スポーツモードにすると、アクセルペダルを軽く踏み込んだだけで、力強い加速を味わえる。ダイレクトな感覚はかなり気分がよい。ちょっと硬めのサスペンションとのマッチングもよく、高速のレーンチェンジだろうとワインディングロードだろうと、全長4900mmのクロスオーバーとは思えない軽快な身のこなしを楽しませてくれるのだ。25Tならではの魅力である。
あえてネガをあげるなら、よりストローク感があると好ましいサスペンション(17インチタイヤで試してみたい)と、ラゲッジルーム・フロアの高さ、回転半径の大きさといったところだ。
ラゲッジルームのフロアが高いのは、フルタイム4WDシステムが搭載されているからだろう(25Tに前輪駆動の設定はない)。もう少し低く出来たのでは? と、思わないでもない。なぜなら、フロアの下には、それなりに深い物入れがあるからだ。
回転半径については、慣れれば取りまわしも不便でなくなるだろう。

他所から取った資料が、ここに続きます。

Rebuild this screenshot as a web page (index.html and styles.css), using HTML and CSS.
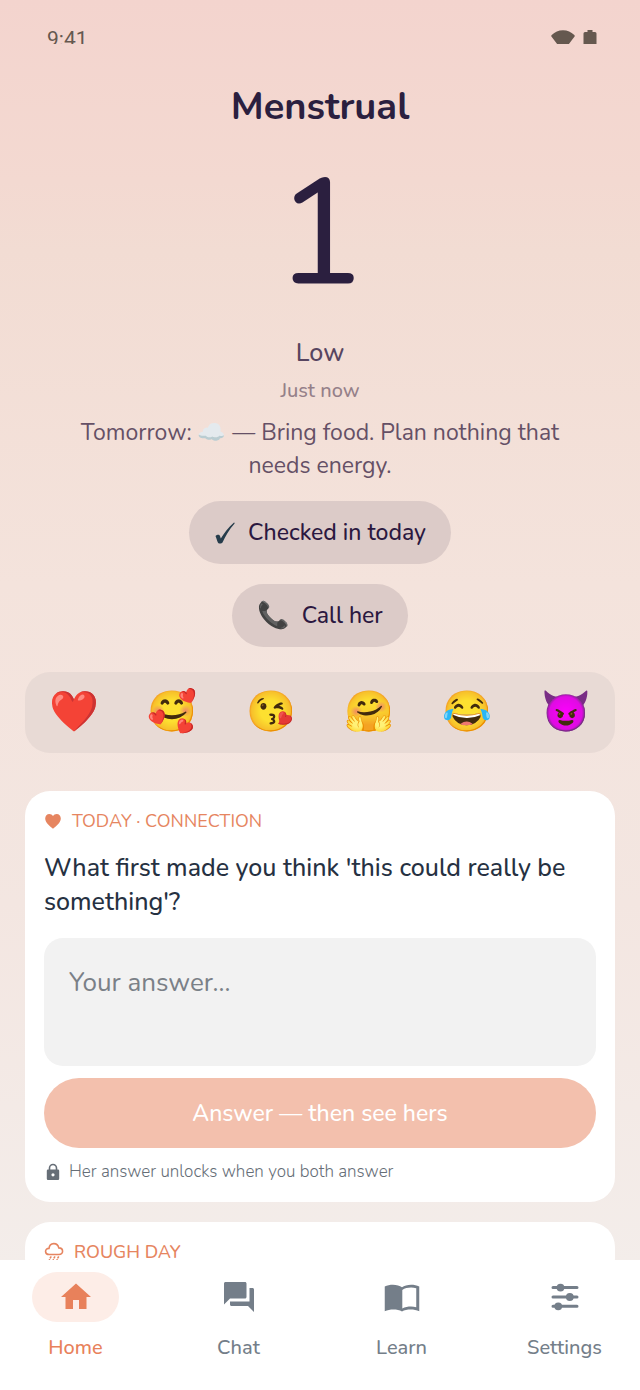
FILE: index.html
```html
<!DOCTYPE html>
<html lang="en">
<head>
    <meta charset="UTF-8">
    <meta name="viewport" content="width=device-width, initial-scale=1">
    <title>Home</title>
    <link rel="stylesheet" href="styles.css">
</head>
<body>
    <header class="status-bar">
        <span class="time">9:41</span>
        <span class="status-icons">
            <svg viewBox="0 0 24 24" width="24" height="24" aria-hidden="true"><path d="M.8 9C-.2 8 .3 7.300 1 6.700 3.800 4 7.500 2.200 12 2.200s8.200 1.800 11 4.500c.7.600 1.200 1.300.2 2.300L13 22.500q-1 1-2 0z"/></svg>
            <svg viewBox="0 0 14 24" width="14" height="24" aria-hidden="true"><path d="M4.500 2h5v2H12q1.500 0 1.500 1.500v15Q13.500 22 12 22H2Q.5 22 .5 20.500v-15Q.5 4 2 4h2.500z"/></svg>
        </span>
    </header>

    <main>
        <section class="today">
            <h1>Menstrual</h1>
            <div class="day">1</div>
            <p class="level">Low</p>
            <p class="updated">Just now</p>
            <p class="tip">Tomorrow: ☁️ — Bring food. Plan nothing that needs energy.</p>

            <button class="pill" type="button">
                <svg class="check" viewBox="0 0 22 24" aria-hidden="true"><path d="M1.500 15C3 13.500 5.300 13 6 15l.8 2.600C10 12.500 14.500 6 20 1.500c.8.200.8.700.4 1.200C15 8.500 11.500 15 8.500 21.500c-1 1.400-3.600 1.400-4.500.2C3 20 2.500 17 1.500 15z"/></svg>
                Checked in today
            </button>
            <button class="pill" type="button">
                <span class="phone">📞</span>
                Call her
            </button>
        </section>

        <section class="reactions" aria-label="Reactions">
            <button type="button" aria-label="Love">❤️</button>
            <button type="button" aria-label="Adore">🥰</button>
            <button type="button" aria-label="Kiss">😘</button>
            <button type="button" aria-label="Hug">🤗</button>
            <button type="button" aria-label="Laugh">😂</button>
            <button type="button" aria-label="Mischief">😈</button>
        </section>

        <section class="card">
            <h2>
                <svg viewBox="0 0 18 18" width="18" height="18" aria-hidden="true"><path d="M9 16.800C6 14.300 1.200 11 1.200 6.600 1.200 4 3 2 5.300 2 6.900 2 8.200 2.800 9 4c.8-1.200 2.100-2 3.700-2 2.300 0 4.100 2 4.100 4.600C16.800 11 12 14.300 9 16.800z" fill="currentColor"/></svg>
                TODAY · CONNECTION
            </h2>
            <label class="question" for="answer">What first made you think 'this could really be something'?</label>
            <textarea id="answer" placeholder="Your answer..."></textarea>
            <button class="submit" type="button">Answer — then see hers</button>
            <p class="note">
                <svg viewBox="0 0 18 18" width="18" height="18" aria-hidden="true">
                    <path d="M5.500 7V5a3.500 3.500 0 0 1 7 0v2" fill="none" stroke="currentColor" stroke-width="1.600"/>
                    <path d="M4 6.500h10q1.200 0 1.200 1.200v8q0 1.300-1.200 1.300H4q-1.200 0-1.200-1.300v-8Q2.800 6.500 4 6.500zM9 10.200a1.600 1.600 0 1 0 0 3.200 1.600 1.600 0 0 0 0-3.200z" fill="currentColor" fill-rule="evenodd"/>
                </svg>
                Her answer unlocks when you both answer
            </p>
        </section>

        <section class="card">
            <h2 class="strong">
                <svg viewBox="0 0 20 20" width="20" height="20" aria-hidden="true" fill="none" stroke="currentColor" stroke-width="1.600" stroke-linecap="round"><path d="M5.500 12.500C.2 12.500.5 6.200 5 6.400 5.700.2 13.500 0 14.800 5.900c5 0 5 6.600.2 6.600zM6.800 15l-.5.800M10.600 15l-.5.800M14.400 15l-.5.800M5.400 17.800l-.3.500M9.200 17.800l-.3.500M13 17.800l-.3.500"/></svg>
                ROUGH DAY
            </h2>
        </section>
    </main>

    <nav class="tabs">
        <a class="active" href="#home" aria-current="page">
            <span class="tab-icon"><svg viewBox="0 0 24 24"><path d="M10 20v-6h4v6h5v-8h3L12 3 2 12h3v8z"/></svg></span>
            Home
        </a>
        <a href="#chat">
            <span class="tab-icon"><svg viewBox="0 0 24 24"><path d="M21 6h-2v9H6v2c0 .55.45 1 1 1h11l4 4V7c0-.55-.45-1-1-1zm-4 6V3c0-.55-.45-1-1-1H3c-.55 0-1 .45-1 1v14l4-4h10c.55 0 1-.45 1-1z"/></svg></span>
            Chat
        </a>
        <a href="#learn">
            <span class="tab-icon"><svg viewBox="0 0 24 24"><path d="M12 5.500C9.500 3.500 4 3.200.5 5v16.500C4 20 9 20 12 21.700c3-1.700 8-1.700 11.500-.2V5C20 3.200 14.500 3.500 12 5.500zM21.500 18.800c-3-.8-6.500-.5-9.300.8V7.300c2.500-1.700 6.300-2 9.300-1.100z" fill-rule="evenodd"/></svg></span>
            Learn
        </a>
        <a href="#settings">
            <span class="tab-icon"><svg viewBox="0 0 24 24"><path d="M4 5.700h16M4 12h16M4 18.200h16" stroke="currentColor" stroke-width="2" stroke-linecap="round"/><circle cx="9" cy="5.700" r="2.600"/><circle cx="15.200" cy="12" r="2.600"/><circle cx="7.500" cy="18.200" r="2.600"/></svg></span>
            Settings
        </a>
    </nav>
</body>
</html>
```
FILE: styles.css
```css
* {
    box-sizing: border-box;
}

body {
    margin: 0;
    height: 100vh;
    display: flex;
    flex-direction: column;
    background: linear-gradient(#f3d4ce 0%, #f3d9d1 13%, #f2dcd3 18%, #f4e3dc 42%, #f3e6e1 65%, #f3edea 91%);
    color: #2b1f3f;
    font-family: Nunito, Lato, "Open Sans", "Noto Color Emoji", sans-serif;
}

h1, h2, p {
    margin: 0;
}

button {
    border: none;
    font-family: inherit;
    cursor: pointer;
}

/* status bar */
.status-bar {
    flex: none;
    display: flex;
    justify-content: space-between;
    align-items: flex-start;
    height: 44px;
    padding: 28px 43px 0 47px;
    overflow: hidden;
    color: #65584f;
}

.time {
    font-family: Roboto, sans-serif;
    font-size: 21px;
    line-height: 22px;
}

.status-icons {
    display: flex;
    gap: 8px;
    fill: currentColor;
}

main {
    flex: 1;
    min-height: 0;
    padding: 39px 25px 0;
    overflow-y: auto;
    scrollbar-width: none;
}

.today {
    display: flex;
    flex-direction: column;
    align-items: center;
    text-align: center;
}

h1 {
    font-size: 38px;
    line-height: 48px;
}

.day {
    font-size: 150px;
    line-height: 205px;
}

.level {
    margin-bottom: 8px;
    font-size: 25px;
    line-height: 34px;
    font-weight: 500;
    color: #574560;
}

.updated {
    margin-bottom: 12px;
    font-size: 20px;
    line-height: 26px;
    font-weight: 500;
    color: #958089;
}

.tip {
    max-width: 500px;
    margin-bottom: 19px;
    font-size: 23px;
    line-height: 33px;
    color: #655066;
}

.pill {
    display: flex;
    align-items: center;
    gap: 12px;
    min-height: 63px;
    padding: 0 25px;
    border-radius: 32px;
    background: #dccbc8;
    color: #2b1840;
    font-size: 23px;
    font-weight: 500;
}

.pill + .pill {
    margin-top: 20px;
}

.check {
    width: 22px;
    height: 24px;
    fill: #263c4b;
}

.phone {
    font-size: 26px;
}

/* reactions */
.reactions {
    display: grid;
    grid-template-columns: repeat(6, 1fr);
    margin: 25px 0 38px;
    padding: 16px 0;
    border-radius: 25px;
    background: #e8dad5;
}

.reactions button {
    padding: 0;
    background: none;
    font-size: 40px;
    line-height: 49px;
}

/* cards */
.card {
    display: flex;
    flex-direction: column;
    margin-bottom: 20px;
    padding: 18px 19px;
    border-radius: 25px;
    background: #fff;
}

h2 {
    display: flex;
    align-items: center;
    gap: 10px;
    font-size: 18px;
    line-height: 24px;
    font-weight: 400;
    color: #e68560;
}

.strong {
    font-weight: 500;
}

.question {
    margin: 18px 0 19px;
    font-size: 25px;
    line-height: 34px;
    font-weight: 500;
    color: #263142;
}

textarea {
    height: 128px;
    padding: 27px 25px;
    border: none;
    border-radius: 19px;
    background: #f2f2f2;
    color: #263142;
    font-family: inherit;
    font-size: 26px;
    line-height: 36px;
    resize: none;
}

textarea::placeholder {
    color: #7a8087;
}

.submit {
    min-height: 70px;
    margin: 12px 0;
    border-radius: 35px;
    background: #f3c0ad;
    color: #fff;
    font-size: 23px;
    font-weight: 500;
}

.note {
    display: flex;
    align-items: center;
    gap: 7px;
    font-size: 17px;
    line-height: 24px;
    font-weight: 300;
    color: #666e77;
}

/* bottom tabs */
.tabs {
    flex: none;
    display: flex;
    justify-content: space-between;
    padding: 12px 32px 28px;
    background: #fff;
}

.tabs a {
    display: flex;
    flex-direction: column;
    align-items: center;
    gap: 12px;
    width: 87px;
    color: #747e89;
    font-size: 20px;
    line-height: 28px;
    font-weight: 500;
    text-decoration: none;
}

.tabs .active {
    color: #e8815b;
}

.tab-icon {
    display: flex;
    align-items: center;
    justify-content: center;
    width: 87px;
    height: 50px;
    border-radius: 25px;
}

.active .tab-icon {
    background: #fdede7;
}

.tab-icon svg {
    width: 36px;
    height: 36px;
    fill: currentColor;
}
```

試乗した「Lパッケージ」には360度カメラが搭載されていたので、ボディの大きさが気になる人は、重宝するはずだ。
乗用車的なドライビングポジションや、ゴテゴテ感を取り払ったクリーンなダッシュボード、しっとりした感触のレザーで巻いた細身のステアリングなどを見ていると、マツダの開発者が、「万人ウケするファミリーカーでなく、万人がいいと思えるスポーティなクルマを作ろうと努力したんだろうなぁ」と、思うのであった。
ちなみに、私がもうひとつ気に入っているのは、オーディオ・システムだ。中音域が気持よく、ギターやボーカルの音源に向いていると思う。
Aピラーに高音を担うツィーターが埋め込まれていて、“耳の高さから音を出す”という昨今のプレミアム・カーらしい音を楽しめる。
さらに、25Tが追加されたタイミングで、インフォテインメントシステム「マツダ コネクト」もアップデートされた。Apple CarPlayとAndroid Autoに対応したのだ。純正ナビゲーションシステムの性能が、優れているとは言い難かったので、多くのユーザーにとって朗報だろう。
25Tの価格は、自然吸気エンジンを搭載する「25S Lパッケージ」が375万8400円であるのに対して、「25T Lパッケージ」は424万4400円になる。なお、駆動方式は4WDのみの設定だ。
ちなみに2.2リッター直列4気筒ディーゼルターボ・エンジン搭載の「XD Lパッケージ」は446万400円。駆動方式は4WDだ。
よく考えられた価格差だ。ターボにするかディーゼルにするか、そしてガソリンにするか……実際、購入するとなると大いに悩みそうだ。